Critics of a sugar tax in Australia claim the government shouldn't be interfering with our freedom of choice. Similar to what happened with the introduction of plain packaging tobacco laws and push for pokie reforms, the term "nanny state" is thrown around a lot.
"Australia is a bit obsessed by the nanny state thing, isn't it?" says the chef. "But ask Aussie parents if they're cool with 15 cents on a can of sugary soft drink going to schools for food education and sports. When we said that in the UK, the sugar tax polled at 75 per cent approval. The nanny state argument from knobheads is bollocks. This is f--king common sense."
To get a sugary drinks tax implemented in Australia means "mobilising Aussie parents to just tell the government what to do," says Oliver.
"When you give people clear information, they make good choices."
"The only way you're going to get a drop-off of anything bad is if it's an environmental change," he says. "So that's labelling, that's advertising, that's education, that's sugary drinks taxes. That's making good shit cheaper and horrible shit more expensive or harder to get.
"But the genius of the sugary drinks tax is that when it happened in the UK, it was the first time I can remember the government standing up and giving the industry a spank. Every other part of the food industry witnessed it so, at a rate faster than I can tell you, the whole industry is reformulating shit out of the food chain. Cutting back on all the salt, fat and sugar. They haven't been asked to do it either — it all comes from that one action."
Next gen
We finish the interview and the trio go back to talking about the early days of Fifteen. Puttock asks Oliver how former student Ralph Johnson is doing these days.

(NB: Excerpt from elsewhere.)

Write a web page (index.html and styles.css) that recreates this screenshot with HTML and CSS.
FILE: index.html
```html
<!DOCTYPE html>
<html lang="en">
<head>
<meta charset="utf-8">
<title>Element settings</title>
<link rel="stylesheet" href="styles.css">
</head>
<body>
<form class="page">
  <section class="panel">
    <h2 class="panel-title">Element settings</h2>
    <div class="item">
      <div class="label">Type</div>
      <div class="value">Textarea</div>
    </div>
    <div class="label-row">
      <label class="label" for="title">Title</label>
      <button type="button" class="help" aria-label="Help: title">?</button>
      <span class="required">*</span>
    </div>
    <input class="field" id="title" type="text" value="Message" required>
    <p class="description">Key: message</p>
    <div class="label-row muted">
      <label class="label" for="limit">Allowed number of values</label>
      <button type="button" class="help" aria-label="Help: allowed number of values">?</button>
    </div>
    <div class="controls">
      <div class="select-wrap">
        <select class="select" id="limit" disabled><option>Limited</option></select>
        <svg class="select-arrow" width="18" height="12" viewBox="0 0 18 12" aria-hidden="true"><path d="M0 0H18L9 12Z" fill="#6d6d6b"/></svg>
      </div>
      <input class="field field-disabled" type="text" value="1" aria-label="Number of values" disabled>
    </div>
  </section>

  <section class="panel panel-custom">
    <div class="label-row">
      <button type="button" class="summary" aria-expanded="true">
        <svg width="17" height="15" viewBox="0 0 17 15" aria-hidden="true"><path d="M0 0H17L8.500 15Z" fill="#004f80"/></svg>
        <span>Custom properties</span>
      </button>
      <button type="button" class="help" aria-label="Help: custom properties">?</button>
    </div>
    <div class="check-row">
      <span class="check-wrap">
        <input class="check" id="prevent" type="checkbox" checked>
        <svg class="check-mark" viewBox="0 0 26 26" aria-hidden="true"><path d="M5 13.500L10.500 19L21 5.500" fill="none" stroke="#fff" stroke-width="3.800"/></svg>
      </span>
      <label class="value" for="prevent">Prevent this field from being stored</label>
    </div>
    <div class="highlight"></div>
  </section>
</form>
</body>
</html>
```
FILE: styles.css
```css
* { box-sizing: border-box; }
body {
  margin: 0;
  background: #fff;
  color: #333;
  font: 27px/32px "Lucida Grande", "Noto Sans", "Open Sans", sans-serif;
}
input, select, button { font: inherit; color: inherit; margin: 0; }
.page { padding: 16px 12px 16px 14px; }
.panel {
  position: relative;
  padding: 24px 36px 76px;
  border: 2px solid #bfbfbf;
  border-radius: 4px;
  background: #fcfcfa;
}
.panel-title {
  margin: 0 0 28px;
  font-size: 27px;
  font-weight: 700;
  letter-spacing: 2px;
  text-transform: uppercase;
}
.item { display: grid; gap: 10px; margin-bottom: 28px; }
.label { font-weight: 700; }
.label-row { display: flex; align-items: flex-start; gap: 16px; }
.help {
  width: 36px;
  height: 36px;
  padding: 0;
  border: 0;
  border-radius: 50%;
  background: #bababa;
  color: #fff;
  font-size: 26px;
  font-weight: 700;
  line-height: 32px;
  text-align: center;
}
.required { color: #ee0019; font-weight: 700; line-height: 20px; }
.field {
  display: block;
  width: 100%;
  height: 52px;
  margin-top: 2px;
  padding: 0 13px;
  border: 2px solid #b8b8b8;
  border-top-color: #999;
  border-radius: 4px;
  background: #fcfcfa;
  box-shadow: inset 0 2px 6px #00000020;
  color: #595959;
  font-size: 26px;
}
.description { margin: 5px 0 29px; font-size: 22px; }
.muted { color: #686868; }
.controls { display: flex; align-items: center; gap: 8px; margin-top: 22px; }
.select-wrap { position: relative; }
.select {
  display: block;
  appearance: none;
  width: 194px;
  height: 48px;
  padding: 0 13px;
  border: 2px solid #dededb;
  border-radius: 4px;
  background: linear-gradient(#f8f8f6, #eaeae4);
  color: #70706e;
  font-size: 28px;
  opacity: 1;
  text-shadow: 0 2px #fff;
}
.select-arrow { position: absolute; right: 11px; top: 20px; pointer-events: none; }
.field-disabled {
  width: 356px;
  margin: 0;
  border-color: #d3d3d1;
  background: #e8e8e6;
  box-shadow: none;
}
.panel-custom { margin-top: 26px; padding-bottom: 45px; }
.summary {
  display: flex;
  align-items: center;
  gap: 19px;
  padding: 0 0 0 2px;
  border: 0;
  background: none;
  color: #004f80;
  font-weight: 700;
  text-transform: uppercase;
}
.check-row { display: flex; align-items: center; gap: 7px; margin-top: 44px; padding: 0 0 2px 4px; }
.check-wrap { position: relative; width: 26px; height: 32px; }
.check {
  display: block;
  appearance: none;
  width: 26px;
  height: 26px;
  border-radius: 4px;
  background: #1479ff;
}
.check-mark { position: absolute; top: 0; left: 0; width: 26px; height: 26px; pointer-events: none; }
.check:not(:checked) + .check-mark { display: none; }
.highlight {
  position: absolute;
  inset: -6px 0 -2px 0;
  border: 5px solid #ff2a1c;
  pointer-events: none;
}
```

"Oh, Ralph? Ralph's doing awesome, man!" Oliver says, without missing a beat. It's the liveliest I've seen him all afternoon – even after all the swearing about the lack of a sugar tax in Australia and smiling to fans on the street. "He's coming back to the UK after a stint at the Spotted Pig in New York."
Oliver whips out his phone and starts bringing up the Instagram accounts of other former Fifteen students.
"Do you remember Gavin Gordon?" Oliver says to Skinner. "He's just opened this posh MCK Grill in Essex. And there you go – the word 'sustainability' at the top of the website.
"What we were being innovative about years ago, that's become standard practice now. I think I'm speaking on behalf of the three of us when I say we were the young talent back in the day, and now we're watching young talent come up.
"They're really clever, they're really well versed and they're super talented. The new generation of chef is f---ing phenomenal.
"I go into the kitchen with these young guys now and watch them cook and I'm like, 'I don't know how to do that.' You just sort of let them get on with it, you know."